(Objective):
Within the listing below, locate all lines containing the word "TypeScript". Copy each one.

(Data):
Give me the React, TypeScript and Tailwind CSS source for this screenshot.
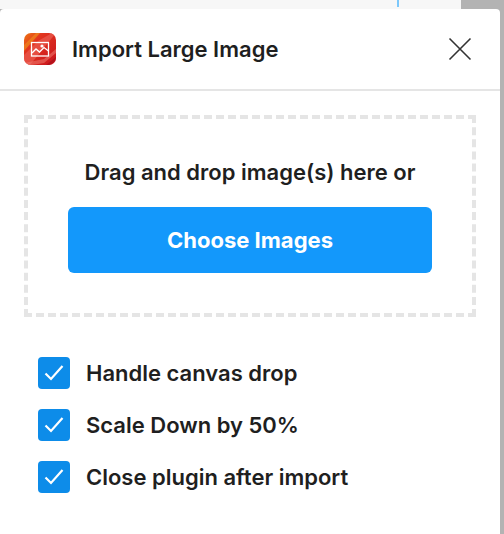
export default function App() {
  const items = ["Handle canvas drop", "Scale Down by 50%", "Close plugin after import"];
  return (
    <div className="h-[534px] w-[504px] overflow-hidden bg-[#b3b3b3] font-['Inter',sans-serif] text-[#1f1f1f]">
      <div className="h-[9px] w-[461px] bg-[#f7f7f7] relative">
        <div className="absolute left-[397px] top-0 h-[7px] w-[2px] bg-[#7cc8fb]" />
      </div>
      <div className="h-[525px] w-[500px] rounded-t-[4px] bg-white">
        <div className="flex h-[82px] items-center border-b-2 border-[#e5e5e5] pl-6 pr-[28px]">
          <svg width="32" height="32" viewBox="0 0 32 32" className="shrink-0">
            <defs>
              <linearGradient id="g" x1="0" y1="0" x2="1" y2="1">
                <stop offset="0" stopColor="#ee7a12" />
                <stop offset="0.3" stopColor="#e2351f" />
                <stop offset="1" stopColor="#c8141e" />
              </linearGradient>
              <clipPath id="c">
                <rect width="32" height="32" rx="7" />
              </clipPath>
            </defs>
            <g clipPath="url(#c)">
              <rect width="32" height="32" fill="url(#g)" />
              <path d="M0 22L14 8L28 0H32L6 32H0Z" fill="#ea5a4e" opacity="0.75" />
              <path d="M0 30L20 26L32 16V20L20 30L8 32H0Z" fill="#ef7a70" opacity="0.55" />
              <path d="M0 12L12 0H16L0 18Z" fill="#f08a1c" opacity="0.7" />
              <path d="M22 32L32 24V27L26 32Z" fill="#a80f1a" opacity="0.7" />
            </g>
            <rect x="7.5" y="9.5" width="17" height="13.5" fill="none" stroke="#fff" strokeWidth="1.3" />
            <path d="M8 20L12 16L15.5 19L20 14.5L24.5 18" fill="none" stroke="#fff" strokeWidth="1.3" />
            <circle cx="18" cy="13" r="1.6" fill="#fff" />
          </svg>
          <h1 className="ml-4 flex-1 text-[22px] font-semibold">Import Large Image</h1>
          <svg width="24" height="24" viewBox="0 0 24 24" className="shrink-0">
            <path d="M1.5 1.5L22.5 22.5M22.5 1.5L1.5 22.5" stroke="#333" strokeWidth="1.6" fill="none" />
          </svg>
        </div>
        <div className="mx-6 mt-6 flex h-[202px] w-[452px] flex-col items-center border-4 border-dashed border-[#e5e5e5] px-10">
          <p className="mt-[39px] whitespace-nowrap text-[22px] font-semibold leading-[28px]">Drag and drop image(s) here or</p>
          <button className="mt-[21px] h-[66px] w-[364px] shrink-0 rounded-[6px] bg-[#1398fb] text-[22px] font-bold text-white">Choose Images</button>
        </div>
        <div className="mt-[40px] flex flex-col gap-5 pl-[38px]">
          {items.map((t) => (
            <div key={t} className="flex h-8 items-center gap-4">
              <div className="flex size-8 items-center justify-center rounded-[4px] bg-[#0d8ce9]">
                <svg width="20" height="20" viewBox="0 0 20 20">
                  <path d="M1.5 10.5L7 16L18.5 3" stroke="#fff" strokeWidth="2.2" fill="none" />
                </svg>
              </div>
              <span className="text-[22px] font-semibold">{t}</span>
            </div>
          ))}
        </div>
      </div>
    </div>
  );
}
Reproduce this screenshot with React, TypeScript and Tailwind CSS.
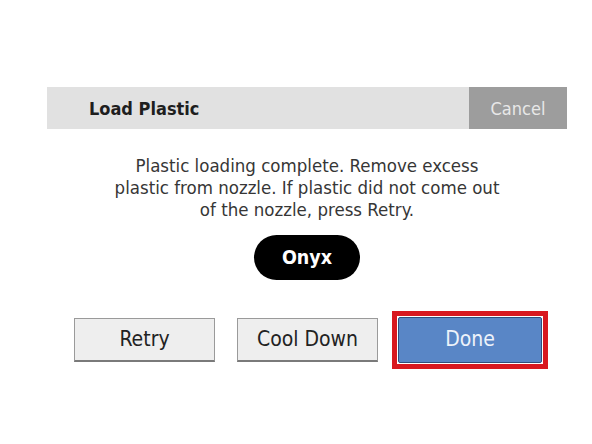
export default function App() {
  return (
    <div className="w-[592px] h-[444px] bg-white pt-[87px] font-['DejaVu_Sans_Condensed','DejaVu_Sans',sans-serif]">
      {/* title bar */}
      <div className="ml-[47px] w-[520px] h-[42px] flex bg-[#e1e1e1]">
        <div className="flex-1 flex items-center pl-[42px] text-[18px] font-bold text-[#1e1e1e]">
          Load Plastic
        </div>
        <button className="w-[98px] h-full bg-[#9d9d9d] text-[#e8e8e8] text-[18px]">Cancel</button>
      </div>

      <div className="ml-[47px] w-[520px] flex flex-col items-center">
        <p className="mt-[26px] text-center text-[18.5px] leading-[22px] text-[#363636]">
          Plastic loading complete. Remove excess
          <br />
          plastic from nozzle. If plastic did not come out
          <br />
          of the nozzle, press Retry.
        </p>
        <div className="mt-[14px] w-[106px] h-[45px] rounded-full bg-black text-white text-[19.5px] font-bold flex items-center justify-center">
          Onyx
        </div>
      </div>

      {/* actions */}
      <div className="mt-[31px] ml-[74px] flex items-center">
        <button className="w-[141px] h-[44px] bg-[#eeeeee] border border-[#9a9a9a] border-b-2 border-b-[#7a7a7a] text-[21px] text-[#222]">
          Retry
        </button>
        <button className="ml-[22px] w-[141px] h-[44px] bg-[#eeeeee] border border-[#9a9a9a] border-b-2 border-b-[#7a7a7a] text-[21px] text-[#222]">
          Cool Down
        </button>
        <div className="ml-[14px] border-[5px] border-[#d8181f] p-[1px]">
          <button className="w-[144px] h-[46px] bg-[#5986c6] border border-[#2f4f7d] rounded-[2px] text-[21px] text-[#eef3fa]">
            Done
          </button>
        </div>
      </div>
    </div>
  );
}
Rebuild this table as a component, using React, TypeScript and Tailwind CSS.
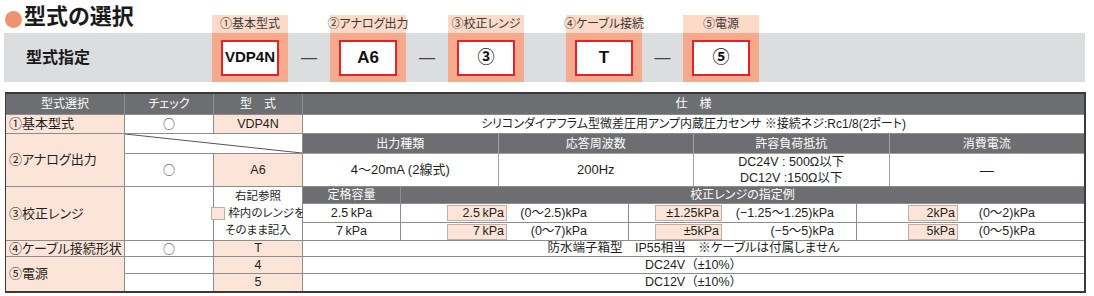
import React from 'react';

const parts = [
  { label: '①基本型式', value: 'VDP4N', gap: '—', small: true },
  { label: '②アナログ出力', value: 'A6', gap: '—' },
  { label: '③校正レンジ', value: '③', gap: '' },
  { label: '④ケーブル接続', value: 'T', gap: '—' },
  { label: '⑤電源', value: '⑤', gap: null },
];

const gapWidths = ['w-[42px]', 'w-[42px]', 'w-[42px]', 'w-[41px]'];

const ModelBar = () => (
  <div className="ml-[4px] flex h-[82px] w-[1081px] bg-[linear-gradient(to_bottom,transparent_33px,#dcddde_33px)]">
    <div className="flex w-[208px] flex-col">
      <div className="-ml-[4px] flex h-[33px] items-start pt-[5px]">
        <span className="ml-[5px] mt-[6px] h-[17px] w-[17px] rounded-full bg-[#f1916f]" />
        <span className="ml-[2px] text-[22px] font-bold leading-[24px] text-[#1a1a1a]">型式の選択</span>
      </div>
      <div className="flex flex-1 items-center pl-[22px] text-[16px] font-bold text-[#1a1a1a]">型式指定</div>
    </div>

    {parts.map((p, i) => (
      <React.Fragment key={p.label}>
        <div className="mt-[15px] flex w-[76px] flex-col">
          <div className="flex h-[18px] items-center justify-center whitespace-nowrap bg-[#fdd9c8] text-[12px] text-[#3a3a3a]">
            {p.label}
          </div>
          <div className="flex h-[49px] items-center justify-center bg-[#f6aa8d]">
            <div
              className={`flex h-[36px] w-[58px] items-center justify-center border-2 border-[#e8202a] bg-white font-bold text-[#111] ${
                p.small ? 'text-[15px]' : 'text-[17px]'
              }`}
            >
              {p.value}
            </div>
          </div>
        </div>
        {p.gap !== null && (
          <div className={`${gapWidths[i]} flex items-center justify-center pt-[33px] text-[16px] text-[#444]`}>
            {p.gap}
          </div>
        )}
      </React.Fragment>
    ))}
  </div>
);

const head = 'flex items-center justify-center whitespace-nowrap bg-[#6d6e71] text-[12px] text-white';
const left = 'flex items-center whitespace-nowrap bg-[#fde4d8] pl-[3px] text-[13px]';
const mid = 'flex items-center justify-center whitespace-nowrap bg-white text-[12.5px]';
const pinkMid = 'flex items-center justify-center bg-[#fde4d8] text-[12.5px]';

const Circle = () => <span className="font-['Noto_Sans_CJK_JP',sans-serif] text-[12px] text-[#333]">○</span>;

const RangeBox = ({ w, children }: { w: string; children: React.ReactNode }) => (
  <span className={`${w} flex h-[16px] items-center justify-end border border-[#c6aea4] bg-[#fde4d8] pr-[2px] leading-none`}>
    {children}
  </span>
);

const examples = [
  ['2.5\u2009kPa', '(0～2.5)kPa', '±1.25kPa', '(−1.25～1.25)kPa', '2kPa', '(0～2)kPa'],
  ['7\u2009kPa', '(0～7)kPa', '±5kPa', '(−5～5)kPa', '5kPa', '(0～5)kPa'],
];

const SpecTable = () => (
  <div className="ml-[5px] mt-[10px] w-[1081px] border-b-2 border-l border-r-2 border-t-2 border-[#3a3a3a]">
    <div className="grid grid-cols-[118px_88px_88px_1fr] grid-rows-[20px_18px_19px_32px_16px_18px_17px_15px_16px_17px] gap-px bg-[#8d8d8d]">
      {/* header */}
      <div className={`${head} col-start-1 row-start-1`}>型式選択</div>
      <div className={`${head} col-start-2 row-start-1`}>チェック</div>
      <div className={`${head} col-start-3 row-start-1`}>型　式</div>
      <div className={`${head} col-start-4 row-start-1`}>仕　様</div>

      {/* left column */}
      <div className={`${left} col-start-1 row-start-2`}>①基本型式</div>
      <div className={`${left} col-start-1 row-start-3 row-span-2`}>②アナログ出力</div>
      <div className={`${left} col-start-1 row-start-5 row-span-3`}>③校正レンジ</div>
      <div className={`${left} col-start-1 row-start-8`}>④ケーブル接続形状</div>
      <div className={`${left} col-start-1 row-start-9 row-span-2`}>⑤電源</div>

      {/* check column */}
      <div className={`${mid} col-start-2 row-start-2`}><Circle /></div>
      <div className="relative col-span-2 col-start-2 row-start-3 bg-white">
        <svg className="absolute inset-0 h-full w-full" viewBox="0 0 100 100" preserveAspectRatio="none">
          <line x1="0" y1="0" x2="100" y2="100" stroke="#555" strokeWidth="1" vectorEffect="non-scaling-stroke" />
        </svg>
      </div>
      <div className={`${mid} col-start-2 row-start-4`}><Circle /></div>
      <div className={`${mid} col-start-2 row-start-5 row-span-3`} />
      <div className={`${mid} col-start-2 row-start-8`}><Circle /></div>
      <div className={`${mid} col-start-2 row-start-9`} />
      <div className={`${mid} col-start-2 row-start-10`} />

      {/* model column */}
      <div className={`${pinkMid} col-start-3 row-start-2`}>VDP4N</div>
      <div className={`${pinkMid} col-start-3 row-start-4`}>A6</div>
      <div className="col-start-3 row-start-5 row-span-3 flex flex-col items-center justify-center whitespace-nowrap bg-white text-[11.5px] leading-[17px]">
        <span>右記参照</span>
        <span className="flex items-center">
          <span className="mr-[3px] h-[13px] w-[14px] border border-[#c6aea4] bg-[#fde4d8]" />
          枠内のレンジを
        </span>
        <span>そのまま記入</span>
      </div>
      <div className={`${pinkMid} col-start-3 row-start-8`}>T</div>
      <div className={`${pinkMid} col-start-3 row-start-9`}>4</div>
      <div className={`${pinkMid} col-start-3 row-start-10`}>5</div>

      {/* spec column */}
      <div className={`${mid} col-start-4 row-start-2 text-[12px]`}>
        シリコンダイアフラム型微差圧用アンプ内蔵圧力センサ ※接続ネジ:Rc1/8(2ポート)
      </div>

      <div className="col-start-4 row-start-3 row-span-2 grid grid-cols-4 grid-rows-[19px_32px] gap-px bg-[#a3a3a3]">
        <div className={head}>出力種類</div>
        <div className={head}>応答周波数</div>
        <div className={head}>許容負荷抵抗</div>
        <div className={head}>消費電流</div>
        <div className={`${mid} text-[13px]`}>4～20mA (2線式)</div>
        <div className={`${mid} text-[13px]`}>200Hz</div>
        <div className={`${mid} flex-col leading-[16px]`}>
          <span>DC24V : 500Ω以下</span>
          <span>DC12V :150Ω以下</span>
        </div>
        <div className={`${mid} text-[14px]`}>—</div>
      </div>

      <div className="col-start-4 row-start-5 row-span-3 grid grid-cols-[97px_227px_227px_1fr] grid-rows-[16px_18px_17px] gap-px bg-[#8d8d8d]">
        <div className={head}>定格容量</div>
        <div className={`${head} col-span-3`}>校正レンジの指定例</div>
        {examples.map((r) => (
          <React.Fragment key={r[0]}>
            <div className={mid}>{r[0]}</div>
            <div className="flex items-center whitespace-nowrap bg-white text-[12.5px]">
              <span className="ml-[46px]"><RangeBox w="w-[60px]">{r[0]}</RangeBox></span>
              <span className="w-[80px] text-right">{r[1]}</span>
            </div>
            <div className="flex items-center whitespace-nowrap bg-white text-[12.5px]">
              <span className="ml-[26px]"><RangeBox w="w-[67px]">{r[2]}</RangeBox></span>
              <span className="w-[112px] text-right">{r[3]}</span>
            </div>
            <div className="flex items-center whitespace-nowrap bg-white text-[12.5px]">
              <span className="ml-[51px]"><RangeBox w="w-[50px]">{r[4]}</RangeBox></span>
              <span className="w-[77px] text-right">{r[5]}</span>
            </div>
          </React.Fragment>
        ))}
      </div>

      <div className={`${mid} col-start-4 row-start-8`}>防水端子箱型　IP55相当　※ケーブルは付属しません</div>
      <div className={`${mid} col-start-4 row-start-9 [font-feature-settings:normal]`}>DC24V（±10%）</div>
      <div className={`${mid} col-start-4 row-start-10 [font-feature-settings:normal]`}>DC12V（±10%）</div>
    </div>
  </div>
);

export default function App() {
  return (
    <div className="h-[296px] w-[1094px] overflow-hidden bg-white font-['Liberation_Sans','Noto_Sans_CJK_JP',sans-serif] text-[#231f20] [font-feature-settings:'palt']">
      <ModelBar />
      <SpecTable />
    </div>
  );
}
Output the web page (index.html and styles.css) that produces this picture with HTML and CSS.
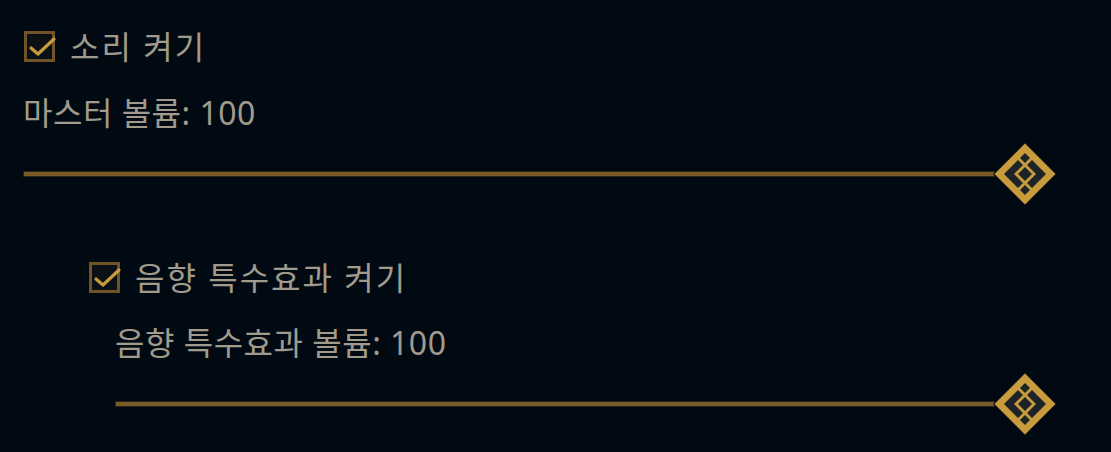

(Written answer):
Give me the React, TypeScript and Tailwind CSS source for this screenshot.
Reproduce this screenshot with React, TypeScript and Tailwind CSS.
Rebuild this table as a component, using React, TypeScript and Tailwind CSS.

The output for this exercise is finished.